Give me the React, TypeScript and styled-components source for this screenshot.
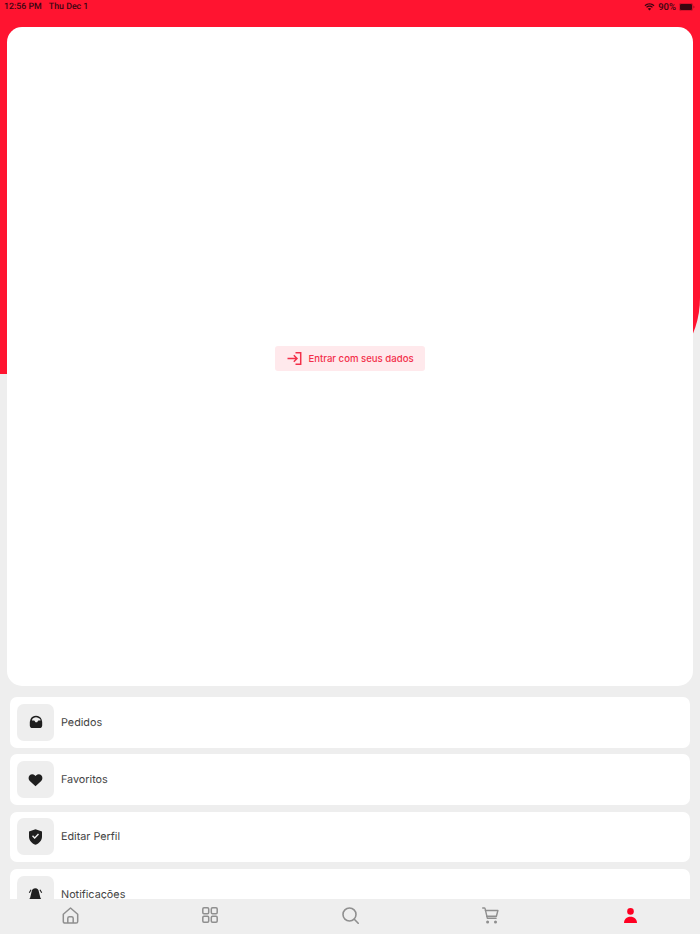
import React from 'react';
import styled, { createGlobalStyle } from 'styled-components';

const GlobalStyle = createGlobalStyle`
  html, body {
    margin: 0;
    padding: 0;
    height: 100%;
    background: #eeeeee;
    font-family: Inter, "Liberation Sans", sans-serif;
    text-rendering: geometricPrecision;
  }
`;

const Page = styled.div`
  position: relative;
  width: 700px;
  height: 934px;
  overflow: hidden;
  background: #eeeeee;
  display: flex;
  flex-direction: column;
`;

const RedBackdrop = styled.div`
  position: absolute;
  top: 0;
  left: 0;
  right: 0;
  height: 374px;
  background: #ff1430;
  border-bottom-right-radius: 60px 76px;
`;

const StatusBar = styled.div`
  position: relative;
  height: 27px;
  flex: none;
  box-sizing: border-box;
  padding: 1.5px 5px 0 4px;
  display: flex;
  justify-content: space-between;
  align-items: flex-start;
  font-family: Roboto, Inter, sans-serif;
  line-height: 11px;
  font-weight: 500;
  color: #3a0610;
`;

const StatusGroup = styled.div<{ $gap: number; $size: number }>`
  display: flex;
  align-items: center;
  gap: ${p => p.$gap}px;
  font-size: ${p => p.$size}px;
`;

const Body = styled.div`
  position: relative;
  flex: 1;
  min-height: 0;
  overflow: hidden;
  padding: 0 7px;
  display: flex;
  flex-direction: column;
`;

const LoginCard = styled.div`
  height: 659px;
  flex: none;
  box-sizing: border-box;
  padding-top: 4px;
  background: #ffffff;
  border-radius: 15px;
  display: flex;
  align-items: center;
  justify-content: center;
`;

const LoginButton = styled.button`
  width: 150px;
  height: 25px;
  padding: 0 0 0 1px;
  border: none;
  border-radius: 3px;
  background: #ffe9ec;
  color: #f3304a;
  display: flex;
  align-items: center;
  justify-content: center;
  gap: 6px;
  font-family: Inter, sans-serif;
  font-size: 9.6px;
  font-weight: 500;
`;

const MenuList = styled.div`
  flex: none;
  margin-top: 11px;
  padding: 0 3px;
  display: flex;
  flex-direction: column;
  gap: 6.67px;
`;

const MenuRow = styled.div`
  height: 50.67px;
  flex: none;
  box-sizing: border-box;
  padding: 0 7px;
  background: #ffffff;
  border-radius: 7px;
  display: flex;
  align-items: center;
  gap: 7px;
`;

const IconTile = styled.div`
  width: 37px;
  height: 37px;
  flex: none;
  border-radius: 7px;
  background: #eeeeee;
  color: #1f1f1f;
  display: flex;
  align-items: center;
  justify-content: center;
`;

const MenuLabel = styled.span`
  font-size: 10.8px;
  color: #444444;
`;

const TabBar = styled.nav`
  position: relative;
  height: 35px;
  flex: none;
  box-sizing: border-box;
  padding-bottom: 3px;
  background: #eeeeee;
  display: grid;
  grid-template-columns: repeat(5, 140px);
`;

const TabItem = styled.div<{ $active?: boolean }>`
  display: flex;
  align-items: center;
  justify-content: center;
  color: ${p => (p.$active ? '#ff0022' : '#8f8f8f')};
`;

const WifiIcon = () => (
  <svg width="11" height="8" viewBox="0 0 11 8" fill="currentColor">
    <path d="M5.5 1.6c1.6 0 3 .6 4.1 1.6l.9-.9C9.2 1 7.4.2 5.5.2S1.8 1 .5 2.3l.9.9c1.1-1 2.5-1.6 4.1-1.6z" />
    <path d="M5.5 3.8c1 0 1.8.4 2.5 1l.9-.9c-.9-.9-2.1-1.4-3.4-1.4s-2.5.5-3.4 1.4l.9.9c.7-.6 1.5-1 2.5-1z" />
    <path d="M5.5 5c-.7 0-1.2.3-1.7.7l1.7 1.9 1.7-1.9C6.7 5.3 6.2 5 5.5 5z" />
  </svg>
);

const BatteryIcon = () => (
  <svg width="16" height="8" viewBox="0 0 16 8">
    <rect x="0.3" y="0.3" width="13.4" height="7.4" rx="1.8" fill="none" stroke="currentColor" strokeOpacity="0.4" strokeWidth="0.6" />
    <rect x="1" y="1" width="12" height="6" rx="1.1" fill="currentColor" />
    <path d="M14.5 2.8c.6.2 1 .7 1 1.2s-.4 1-1 1.2z" fill="currentColor" fillOpacity="0.5" />
  </svg>
);

const LoginIcon = () => (
  <svg width="15" height="13" viewBox="0 0 15 13" fill="none" stroke="currentColor" strokeWidth="1.5">
    <path d="M8.5 .8h5.200v11.400H8.500" />
    <path d="M.5 6.500h9.500M6.800 3.300l3.200 3.200-3.200 3.200" />
  </svg>
);

const TrayIcon = () => (
  <svg width="14" height="14" viewBox="0 0 14 14" fill="currentColor">
    <path fillRule="evenodd" d="M7 .8c2.600 0 4.700 1.300 5.500 3.400l.6 2.300c.1.300.1.600.1.900v3c0 1.500-1.200 2.700-2.700 2.700H3.500C2 13.100.8 11.900.8 10.400v-3c0-.3 0-.6.1-.9l.6-2.300C2.300 2.100 4.400.8 7 .8zM7 2.300c-1.800 0-3.200.9-3.800 2.300l-.2 1h2c.4 0 .7.200.9.600l.2.500c.2.400.5.600.9.600h.6c.4 0 .7-.2.900-.6l.2-.500c.2-.4.500-.6.900-.6h2l-.2-1C10.200 3.200 8.800 2.300 7 2.300z" />
  </svg>
);

const HeartIcon = () => (
  <svg width="15" height="14" viewBox="0 0 15 14" fill="currentColor">
    <path d="M7.500 13.300 1.800 7.900C.3 6.400.2 4 1.500 2.500 2.900 1 5.200.9 6.700 2.200l.8.800.8-.800c1.500-1.300 3.800-1.200 5.200.3 1.300 1.500 1.200 3.900-.3 5.400z" />
  </svg>
);

const ShieldIcon = () => (
  <svg width="15" height="16" viewBox="0 0 15 16" fill="currentColor">
    <path fillRule="evenodd" d="M7.500.3 14 2.400v5c0 4-2.700 6.900-6.500 8.300C3.700 14.300 1 11.400 1 7.400v-5zM11 5.600l-1-1-3.300 3.400L5 6.300l-1 1 2.700 2.700z" />
  </svg>
);

const SirenIcon = () => (
  <svg width="15" height="15" viewBox="0 0 15 15" fill="currentColor">
    <path d="M7.500 1.300c1.900 0 3.100 1.500 3.400 3.400l1.400 5.800c.2.600.5 1 .9 1.500V14H1.300v-2c.4-.5.700-.9.900-1.500l1.400-5.800c.3-1.900 1.500-3.400 3.900-3.400z" />
    <path d="M2.600 2.500l.9.500-1.700 3-1-.5zM12.400 2.500l-.9.500 1.700 3 1-.5z" />
  </svg>
);

const HomeIcon = () => (
  <svg width="17" height="17" viewBox="0 0 17 17" fill="none" stroke="currentColor" strokeWidth="1.500" strokeLinejoin="round">
    <path d="M1.300 7.300 8.500 1l7.200 6.300v7.200c0 .9-.7 1.600-1.600 1.600H2.900c-.9 0-1.600-.7-1.600-1.600z" />
    <path d="M5.800 16v-4.700c0-.9.700-1.600 1.600-1.600h2.200c.9 0 1.600.7 1.600 1.600V16" />
  </svg>
);

const GridIcon = () => (
  <svg width="16" height="16" viewBox="0 0 16 16" fill="none" stroke="currentColor" strokeWidth="1.500">
    <rect x="0.800" y="0.800" width="5.900" height="5.900" rx="1.200" />
    <rect x="9.300" y="0.800" width="5.900" height="5.900" rx="1.200" />
    <rect x="0.800" y="9.300" width="5.900" height="5.900" rx="1.200" />
    <rect x="9.300" y="9.300" width="5.900" height="5.900" rx="1.200" />
  </svg>
);

const SearchIcon = () => (
  <svg width="17" height="17" viewBox="0 0 17 17" fill="none" stroke="currentColor" strokeWidth="1.600" strokeLinecap="round">
    <circle cx="7.500" cy="7.500" r="6.500" />
    <path d="m12.300 12.300 3.900 3.900" />
  </svg>
);

const CartIcon = () => (
  <svg width="17" height="17" viewBox="0 0 17 17" fill="none" stroke="currentColor" strokeWidth="1.400" strokeLinejoin="round" strokeLinecap="round">
    <path d="M.700 1h1.600c.4 0 .7.300.8.600L5.300 11.200h8.800" />
    <path d="M3.400 3.500h12.500l-1.500 5.700H4.700" />
    <circle cx="5.600" cy="15" r="0.800" fill="currentColor" />
    <circle cx="13.500" cy="15" r="0.800" fill="currentColor" />
  </svg>
);

const UserIcon = () => (
  <svg width="13" height="15" viewBox="0 0 13 15" fill="currentColor">
    <circle cx="6.500" cy="3.400" r="3.300" />
    <path d="M0 15c0-3.800 2.600-6.300 6.500-6.300S13 11.200 13 15z" />
  </svg>
);

const items = [
  { label: 'Pedidos', icon: <TrayIcon /> },
  { label: 'Favoritos', icon: <HeartIcon /> },
  { label: 'Editar Perfil', icon: <ShieldIcon /> },
  { label: 'Notificações', icon: <SirenIcon /> }
];

export default function App (): React.ReactElement {
  return (
    <Page>
      <GlobalStyle />
      <RedBackdrop />
      <StatusBar>
        <StatusGroup $gap={7} $size={8.8}>
          <span>12:56 PM</span>
          <span>Thu Dec 1</span>
        </StatusGroup>
        <StatusGroup $gap={3} $size={9.5}>
          <WifiIcon />
          <span>90%</span>
          <BatteryIcon />
        </StatusGroup>
      </StatusBar>
      <Body>
        <LoginCard>
          <LoginButton>
            <LoginIcon />
            Entrar com seus dados
          </LoginButton>
        </LoginCard>
        <MenuList>
          {items.map(item => (
            <MenuRow key={item.label}>
              <IconTile>{item.icon}</IconTile>
              <MenuLabel>{item.label}</MenuLabel>
            </MenuRow>
          ))}
        </MenuList>
      </Body>
      <TabBar>
        <TabItem><HomeIcon /></TabItem>
        <TabItem><GridIcon /></TabItem>
        <TabItem><SearchIcon /></TabItem>
        <TabItem><CartIcon /></TabItem>
        <TabItem $active><UserIcon /></TabItem>
      </TabBar>
    </Page>
  );
}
• • • • • • •
#### [GOAL]
Among the lines of the material, find those that hold the word "components" and copy them.

#### [RESPONSE]
Give me the React, TypeScript and styled-components source for this screenshot.
import styled, { createGlobalStyle } from 'styled-components';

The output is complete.